Deciding which way to turn is tough, because evidence suggests that the possible adoption of each technology is enormous. "About 50 million of the RFID-enabled phones have been put out there," Harrop said. The study estimated that 540 million RFID phones will sell in the year 2013 alone.

"We come to the surprising conclusion that there will continue to be rapid growth in sales of all three alternatives for at least ten years. This follows 800 million Chinese acquiring contactless national ID cards in four years and 47 million Japanese adopting RFID enabled, NFC compatible phones in three years," the report said. "These were two of the fastest rollouts of electronic products in human history."

Consumers seem to want to use the technologies as well, particularly when the method involves using their cell phones. "A significant number of us would like to use our phones to get onto the bus and buy things in the shop," Harrop says, noting that there seems to be no national bias in how consumers react.

Yet, for any promise, there can be a significant drawback. For example, phones may not become dominant, at least for the next few years, in western countries, as IDTechEx noted.

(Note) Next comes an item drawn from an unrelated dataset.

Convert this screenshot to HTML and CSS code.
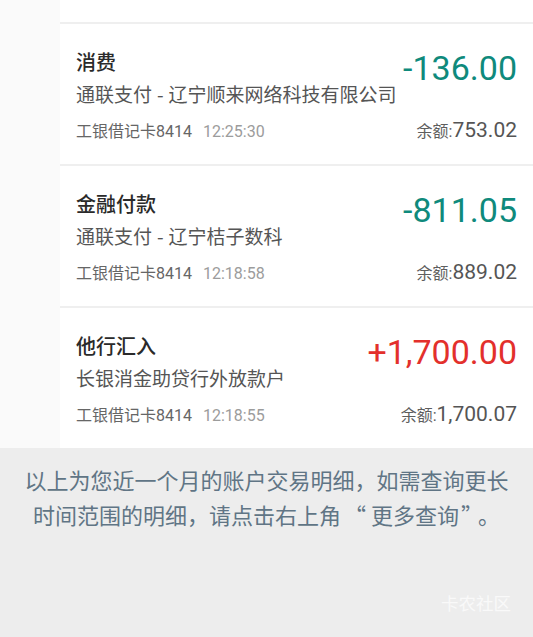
FILE: index.html
```html
<!DOCTYPE html>
<html lang="zh-CN">
<head>
<meta charset="utf-8">
<title>交易明细</title>
<link rel="stylesheet" href="styles.css">
</head>
<body>
<div class="list-area">
  <div class="gutter"></div>
  <div class="list">
    <div class="prev-tail"></div>
    <div class="row">
      <div class="row-top">
        <div class="info">
          <div class="title">消费</div>
          <div class="sub">通联支付<span class="dash">-</span>辽宁顺来网络科技有限公司</div>
        </div>
        <div class="amount out">-136.00</div>
      </div>
      <div class="row-bottom">
        <div class="meta"><span class="card">工银借记卡8414</span><span class="time">12:25:30</span></div>
        <div class="balance"><span class="bal-label">余额:</span><span class="bal-num">753.02</span></div>
      </div>
    </div>
    <div class="row">
      <div class="row-top">
        <div class="info">
          <div class="title">金融付款</div>
          <div class="sub">通联支付<span class="dash">-</span>辽宁桔子数科</div>
        </div>
        <div class="amount out">-811.05</div>
      </div>
      <div class="row-bottom">
        <div class="meta"><span class="card">工银借记卡8414</span><span class="time">12:18:58</span></div>
        <div class="balance"><span class="bal-label">余额:</span><span class="bal-num">889.02</span></div>
      </div>
    </div>
    <div class="row">
      <div class="row-top">
        <div class="info">
          <div class="title">他行汇入</div>
          <div class="sub">长银消金助贷行外放款户</div>
        </div>
        <div class="amount in">+1,700.00</div>
      </div>
      <div class="row-bottom">
        <div class="meta"><span class="card">工银借记卡8414</span><span class="time">12:18:55</span></div>
        <div class="balance"><span class="bal-label">余额:</span><span class="bal-num">1,700.07</span></div>
      </div>
    </div>
  </div>
</div>
<div class="footer">
  <p class="notice">以上为您近一个月的账户交易明细，如需查询更长时间范围的明细，请点击右上角<span class="q-open">“</span>更多查询<span class="q-close">”</span>。</p>
  <div class="watermark">卡农社区</div>
</div>
</body>
</html>
```
FILE: styles.css
```css
html, body {
  margin: 0;
  padding: 0;
}
body {
  width: 533px;
  height: 637px;
  overflow: hidden;
  background: #ededed;
  font-family: Roboto, "Noto Sans CJK SC", "Noto Sans", sans-serif;
}
.list-area {
  display: flex;
  background: #ffffff;
}
.gutter {
  width: 60px;
  flex: none;
  background: #fafafa;
}
.list {
  flex: 1;
  background: #ffffff;
}
.prev-tail {
  height: 22px;
}
.row {
  border-top: 2px solid #efefef;
  padding: 24px 16px 23px 16px;
}
.row-top {
  display: flex;
  justify-content: space-between;
  align-items: flex-start;
}
.title {
  font-family: "Noto Sans CJK SC", sans-serif;
  font-size: 20px;
  line-height: 28px;
  font-weight: 500;
  color: #2a2a2a;
}
.sub {
  margin-top: 4px;
  font-family: "Noto Sans CJK SC", sans-serif;
  font-size: 19px;
  line-height: 28px;
  color: #555555;
}
.dash {
  margin: 0 5px;
}
.amount {
  font-size: 34px;
  line-height: 40px;
  white-space: nowrap;
}
.amount.out {
  color: #0f8a7c;
}
.amount.in {
  color: #e3302c;
}
.row-bottom {
  margin-top: 11px;
  display: flex;
  justify-content: space-between;
  align-items: baseline;
  height: 22px;
  line-height: 22px;
}
.meta {
  font-size: 16px;
}
.card {
  color: #666666;
}
.time {
  margin-left: 11px;
  color: #9c9c9c;
}
.bal-label {
  font-size: 16px;
  color: #5e5e5e;
}
.bal-num {
  font-size: 21px;
  color: #555555;
}
.footer {
  padding: 14px 22px 0 22px;
}
.notice {
  margin: 0;
  font-family: "Noto Sans CJK SC", sans-serif;
  font-size: 22px;
  line-height: 35px;
  color: #607585;
  text-align: center;
}
.q-open {
  margin: 0 5px 0 3px;
}
.q-close {
  margin: 0 6px 0 2px;
}
.watermark {
  margin-top: 59px;
  text-align: right;
  font-family: "Noto Sans CJK SC", sans-serif;
  font-size: 17.5px;
  line-height: 24px;
  color: #f9f9f9;
}
```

"With NFC phones, the telcos have nearly all the power and they have often failed to seek a mutuality of benefit with others in the value chain. That has meant that very few NFC enabled phones have been made available, banks are cautious about letting their cards be mimicked by the phones and transport operators are cautious about the ticketing option being loaded," the report said. "As in retail RFID, they can cite technical problems for delay because telcos prefer NFC to be loaded on the SIM and that standard is not quite ready. There are also issues such as the capacity of the SIM cards."

"The people who operate the mobile phone systems want to keep all the benefit to themselves, and then they seem surprised that" others don’t want to be business partners, Harrop said. "Of course the others are going to drag their feet if they can’t share in the benefit."